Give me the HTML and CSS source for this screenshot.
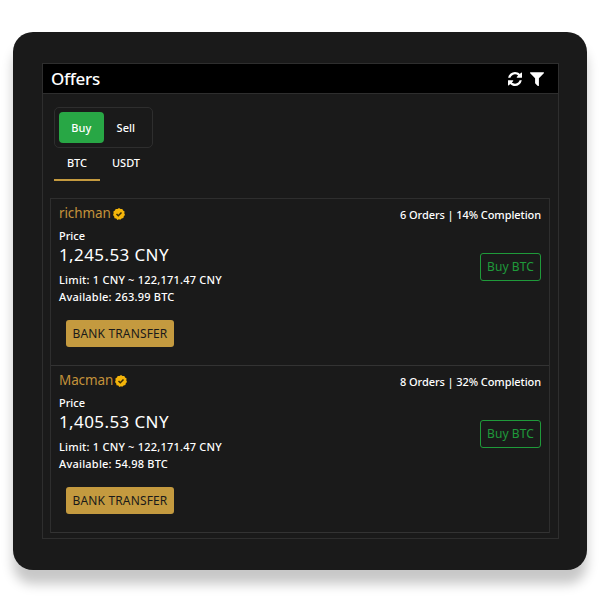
FILE: index.html
```html
<!DOCTYPE html>
<html lang="en">
<head>
<meta charset="utf-8">
<title>Offers</title>
<link rel="stylesheet" href="styles.css">
</head>
<body>
<main class="card">
  <section class="panel">
    <header class="panel-head">
      <h1 class="title">Offers</h1>
      <div class="head-icons">
        <svg class="icon" width="14" height="14" viewBox="0 0 1536 1536"><path fill="#fff" d="M1511 928q0 5-1 7-64 268-268 434.500T764 1536q-146 0-282.500-55T238 1324l-129 129q-19 19-45 19t-45-19-19-45V960q0-26 19-45t45-19h448q26 0 45 19t19 45-19 45l-137 137q71 66 161 102t187 36q134 0 250-65t186-179q11-17 53-117 8-23 30-23h192q13 0 22.500 9.500t9.500 22.500zm25-800v448q0 26-19 45t-45 19h-448q-26 0-45-19t-19-45 19-45l138-138Q969 256 768 256q-134 0-250 65T332 500q-11 17-53 117-8 23-30 23H50q-13 0-22.500-9.500T18 608v-7q65-268 270-434.500T768 0q146 0 284 55.500T1297 212l130-129q19-19 45-19t45 19 19 45z"/></svg>
        <svg class="icon" width="14" height="14" viewBox="0 0 1408 1408"><path fill="#fff" d="M1403 54q17 41-14 70L896 617v742q0 42-39 59-13 5-25 5-27 0-45-19L531 1148q-19-19-19-45V617L19 124q-31-29-14-70Q22 15 64 15h1280q42 0 59 39z"/></svg>
      </div>
    </header>
    <div class="panel-body">
      <div class="toggle">
        <button class="toggle-btn is-active">Buy</button>
        <button class="toggle-btn">Sell</button>
      </div>
      <nav class="tabs">
        <span class="tab is-current">BTC</span>
        <span class="tab">USDT</span>
      </nav>
      <div class="offers">
        <article class="offer">
          <div class="offer-top">
            <div class="trader"><span class="trader-name">richman</span>
              <svg class="badge" width="12" height="12" viewBox="0 0 12 12"><path fill="#f5b50a" d="M6 0l1.500 1 1.800-.1.800 1.600 1.500.9-.3 1.800.7 1.800-1.200 1.300-.4 1.800-1.800.3L7.200 11.800 6 11.300l-1.600.6-1.100-1.400-1.800-.3-.3-1.800L0 7.100l.6-1.700L.4 3.500l1.500-.9.800-1.700 1.800.1z"/><path fill="none" stroke="#3a2c05" stroke-width="1.500" d="M3.500 6l1.800 1.800 3.200-3.300"/></svg>
            </div>
            <div class="stats">6 Orders | 14% Completion</div>
          </div>
          <div class="offer-main">
            <div class="offer-info">
              <div class="label">Price</div>
              <div class="price">1,245.53 CNY</div>
              <div class="meta">Limit: 1 CNY ~ 122,171.47 CNY</div>
              <div class="meta">Available: 263.99 BTC</div>
            </div>
            <button class="buy-btn">Buy BTC</button>
          </div>
          <span class="method">BANK TRANSFER</span>
        </article>
        <article class="offer">
          <div class="offer-top">
            <div class="trader"><span class="trader-name">Macman</span>
              <svg class="badge" width="12" height="12" viewBox="0 0 12 12"><path fill="#f5b50a" d="M6 0l1.500 1 1.800-.1.800 1.600 1.500.9-.3 1.800.7 1.800-1.200 1.300-.4 1.800-1.800.3L7.200 11.800 6 11.300l-1.600.6-1.100-1.400-1.800-.3-.3-1.800L0 7.100l.6-1.700L.4 3.500l1.500-.9.800-1.700 1.800.1z"/><path fill="none" stroke="#3a2c05" stroke-width="1.500" d="M3.500 6l1.800 1.800 3.200-3.300"/></svg>
            </div>
            <div class="stats">8 Orders | 32% Completion</div>
          </div>
          <div class="offer-main">
            <div class="offer-info">
              <div class="label">Price</div>
              <div class="price">1,405.53 CNY</div>
              <div class="meta">Limit: 1 CNY ~ 122,171.47 CNY</div>
              <div class="meta">Available: 54.98 BTC</div>
            </div>
            <button class="buy-btn">Buy BTC</button>
          </div>
          <span class="method">BANK TRANSFER</span>
        </article>
      </div>
    </div>
  </section>
</main>
</body>
</html>
```
FILE: styles.css
```css
* { box-sizing: border-box; }
html, body { margin: 0; height: 600px; overflow: hidden; background: #fff; }
body {
  padding: 32px 13px 30px;
  font-family: "Noto Sans", "Open Sans", sans-serif;
  color: #fff;
}
.card {
  height: 538px;
  padding: 31px 28px 31px 29px;
  background: #1a1a1a;
  border-radius: 20px;
  box-shadow: 0 14px 12px rgba(0, 0, 0, .22);
}
.panel { height: 476px; border: 1px solid #2e2e2e; }
.panel-head {
  height: 30px;
  padding: 0 14px 0 8px;
  display: flex;
  align-items: center;
  justify-content: space-between;
  background: #000;
  border-bottom: 1px solid #2e2e2e;
}
.title { margin: 0; font-size: 17px; font-weight: 500; line-height: 29px; letter-spacing: -.3px; }
.head-icons { display: flex; align-items: center; gap: 8px; }
.icon { display: block; }
.panel-body { padding: 13px 8px 0 7px; }
.toggle {
  margin-left: 4px;
  width: 99px;
  height: 41px;
  padding: 4px;
  display: flex;
  border: 1px solid #2e2e2e;
  border-radius: 5px;
}
.toggle-btn {
  width: 45px;
  height: 31px;
  padding: 0;
  border: 0;
  border-radius: 4px;
  background: transparent;
  color: #fff;
  font: 500 11px "Noto Sans", sans-serif;
}
.toggle-btn.is-active { background: #28a745; }
.tabs { margin: 0 0 17px 4px; display: flex; height: 33px; }
.tab { width: 46px; padding-top: 7px; text-align: center; font-size: 11px; font-weight: 500; line-height: 16px; }
.tab + .tab { width: 52px; }
.tab.is-current { border-bottom: 2px solid #c49a3f; }
.offers { border: 1px solid #2e2e2e; border-bottom: 0; height: 335px; }
.offer { height: 167px; padding: 4px 8px 0; border-bottom: 1px solid #333; }
.offer-top { display: flex; justify-content: space-between; align-items: flex-start; height: 20px; }
.trader { display: flex; align-items: center; gap: 2px; }
.trader-name { font-size: 13.5px; line-height: 20px; color: #c4923a; letter-spacing: -.1px; }
.badge { display: block; margin-top: 2px; }
.stats { padding-top: 4px; font-size: 11px; line-height: 16px; font-weight: 500; letter-spacing: -.08px; }
.offer-main { display: flex; justify-content: space-between; align-items: center; margin-top: 5px; }
.label, .meta { font-size: 11px; font-weight: 500; line-height: 17px; letter-spacing: .22px; }
.label { line-height: 16px; letter-spacing: 0; }
.price { font-size: 17px; line-height: 22px; margin-bottom: 5px; letter-spacing: .4px; }
.buy-btn {
  width: 61px;
  height: 28px;
  padding: 0;
  background: transparent;
  border: 1px solid #1f9a3a;
  border-radius: 3px;
  color: #1f9a3a;
  font: 400 12px "Noto Sans", sans-serif;
  letter-spacing: .1px;
}
.method {
  display: block;
  width: 108px;
  height: 27px;
  margin: 15px 0 0 7px;
  background: #c49a3f;
  border-radius: 3px;
  color: #1a1a1a;
  font-size: 12px;
  line-height: 27px;
  text-align: center;
  letter-spacing: .15px;
}
```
===
Written problem
Except for the pictures, print the data above exactly.

Written answer
Give me the HTML and CSS source for this screenshot.
FILE: index.html
```html
<!DOCTYPE html>
<html lang="en">
<head>
<meta charset="utf-8">
<title>Offers</title>
<link rel="stylesheet" href="styles.css">
</head>
<body>
<main class="card">
  <section class="panel">
    <header class="panel-head">
      <h1 class="title">Offers</h1>
      <div class="head-icons">
        <svg class="icon" width="14" height="14" viewBox="0 0 1536 1536"><path fill="#fff" d="M1511 928q0 5-1 7-64 268-268 434.500T764 1536q-146 0-282.500-55T238 1324l-129 129q-19 19-45 19t-45-19-19-45V960q0-26 19-45t45-19h448q26 0 45 19t19 45-19 45l-137 137q71 66 161 102t187 36q134 0 250-65t186-179q11-17 53-117 8-23 30-23h192q13 0 22.500 9.500t9.500 22.500zm25-800v448q0 26-19 45t-45 19h-448q-26 0-45-19t-19-45 19-45l138-138Q969 256 768 256q-134 0-250 65T332 500q-11 17-53 117-8 23-30 23H50q-13 0-22.500-9.500T18 608v-7q65-268 270-434.500T768 0q146 0 284 55.500T1297 212l130-129q19-19 45-19t45 19 19 45z"/></svg>
        <svg class="icon" width="14" height="14" viewBox="0 0 1408 1408"><path fill="#fff" d="M1403 54q17 41-14 70L896 617v742q0 42-39 59-13 5-25 5-27 0-45-19L531 1148q-19-19-19-45V617L19 124q-31-29-14-70Q22 15 64 15h1280q42 0 59 39z"/></svg>
      </div>
    </header>
    <div class="panel-body">
      <div class="toggle">
        <button class="toggle-btn is-active">Buy</button>
        <button class="toggle-btn">Sell</button>
      </div>
      <nav class="tabs">
        <span class="tab is-current">BTC</span>
        <span class="tab">USDT</span>
      </nav>
      <div class="offers">
        <article class="offer">
          <div class="offer-top">
            <div class="trader"><span class="trader-name">richman</span>
              <svg class="badge" width="12" height="12" viewBox="0 0 12 12"><path fill="#f5b50a" d="M6 0l1.500 1 1.800-.1.800 1.600 1.500.9-.3 1.800.7 1.800-1.200 1.300-.4 1.800-1.800.3L7.200 11.800 6 11.300l-1.600.6-1.100-1.400-1.800-.3-.3-1.800L0 7.100l.6-1.700L.4 3.500l1.500-.9.800-1.700 1.800.1z"/><path fill="none" stroke="#3a2c05" stroke-width="1.500" d="M3.500 6l1.800 1.800 3.200-3.300"/></svg>
            </div>
            <div class="stats">6 Orders | 14% Completion</div>
          </div>
          <div class="offer-main">
            <div class="offer-info">
              <div class="label">Price</div>
              <div class="price">1,245.53 CNY</div>
              <div class="meta">Limit: 1 CNY ~ 122,171.47 CNY</div>
              <div class="meta">Available: 263.99 BTC</div>
            </div>
            <button class="buy-btn">Buy BTC</button>
          </div>
          <span class="method">BANK TRANSFER</span>
        </article>
        <article class="offer">
          <div class="offer-top">
            <div class="trader"><span class="trader-name">Macman</span>
              <svg class="badge" width="12" height="12" viewBox="0 0 12 12"><path fill="#f5b50a" d="M6 0l1.500 1 1.800-.1.800 1.600 1.500.9-.3 1.800.7 1.800-1.200 1.300-.4 1.800-1.800.3L7.200 11.800 6 11.300l-1.600.6-1.100-1.400-1.800-.3-.3-1.800L0 7.100l.6-1.700L.4 3.500l1.500-.9.800-1.700 1.800.1z"/><path fill="none" stroke="#3a2c05" stroke-width="1.500" d="M3.500 6l1.800 1.800 3.200-3.300"/></svg>
            </div>
            <div class="stats">8 Orders | 32% Completion</div>
          </div>
          <div class="offer-main">
            <div class="offer-info">
              <div class="label">Price</div>
              <div class="price">1,405.53 CNY</div>
              <div class="meta">Limit: 1 CNY ~ 122,171.47 CNY</div>
              <div class="meta">Available: 54.98 BTC</div>
            </div>
            <button class="buy-btn">Buy BTC</button>
          </div>
          <span class="method">BANK TRANSFER</span>
        </article>
      </div>
    </div>
  </section>
</main>
</body>
</html>
```
FILE: styles.css
```css
* { box-sizing: border-box; }
html, body { margin: 0; height: 600px; overflow: hidden; background: #fff; }
body {
  padding: 32px 13px 30px;
  font-family: "Noto Sans", "Open Sans", sans-serif;
  color: #fff;
}
.card {
  height: 538px;
  padding: 31px 28px 31px 29px;
  background: #1a1a1a;
  border-radius: 20px;
  box-shadow: 0 14px 12px rgba(0, 0, 0, .22);
}
.panel { height: 476px; border: 1px solid #2e2e2e; }
.panel-head {
  height: 30px;
  padding: 0 14px 0 8px;
  display: flex;
  align-items: center;
  justify-content: space-between;
  background: #000;
  border-bottom: 1px solid #2e2e2e;
}
.title { margin: 0; font-size: 17px; font-weight: 500; line-height: 29px; letter-spacing: -.3px; }
.head-icons { display: flex; align-items: center; gap: 8px; }
.icon { display: block; }
.panel-body { padding: 13px 8px 0 7px; }
.toggle {
  margin-left: 4px;
  width: 99px;
  height: 41px;
  padding: 4px;
  display: flex;
  border: 1px solid #2e2e2e;
  border-radius: 5px;
}
.toggle-btn {
  width: 45px;
  height: 31px;
  padding: 0;
  border: 0;
  border-radius: 4px;
  background: transparent;
  color: #fff;
  font: 500 11px "Noto Sans", sans-serif;
}
.toggle-btn.is-active { background: #28a745; }
.tabs { margin: 0 0 17px 4px; display: flex; height: 33px; }
.tab { width: 46px; padding-top: 7px; text-align: center; font-size: 11px; font-weight: 500; line-height: 16px; }
.tab + .tab { width: 52px; }
.tab.is-current { border-bottom: 2px solid #c49a3f; }
.offers { border: 1px solid #2e2e2e; border-bottom: 0; height: 335px; }
.offer { height: 167px; padding: 4px 8px 0; border-bottom: 1px solid #333; }
.offer-top { display: flex; justify-content: space-between; align-items: flex-start; height: 20px; }
.trader { display: flex; align-items: center; gap: 2px; }
.trader-name { font-size: 13.5px; line-height: 20px; color: #c4923a; letter-spacing: -.1px; }
.badge { display: block; margin-top: 2px; }
.stats { padding-top: 4px; font-size: 11px; line-height: 16px; font-weight: 500; letter-spacing: -.08px; }
.offer-main { display: flex; justify-content: space-between; align-items: center; margin-top: 5px; }
.label, .meta { font-size: 11px; font-weight: 500; line-height: 17px; letter-spacing: .22px; }
.label { line-height: 16px; letter-spacing: 0; }
.price { font-size: 17px; line-height: 22px; margin-bottom: 5px; letter-spacing: .4px; }
.buy-btn {
  width: 61px;
  height: 28px;
  padding: 0;
  background: transparent;
  border: 1px solid #1f9a3a;
  border-radius: 3px;
  color: #1f9a3a;
  font: 400 12px "Noto Sans", sans-serif;
  letter-spacing: .1px;
}
.method {
  display: block;
  width: 108px;
  height: 27px;
  margin: 15px 0 0 7px;
  background: #c49a3f;
  border-radius: 3px;
  color: #1a1a1a;
  font-size: 12px;
  line-height: 27px;
  text-align: center;
  letter-spacing: .15px;
}
```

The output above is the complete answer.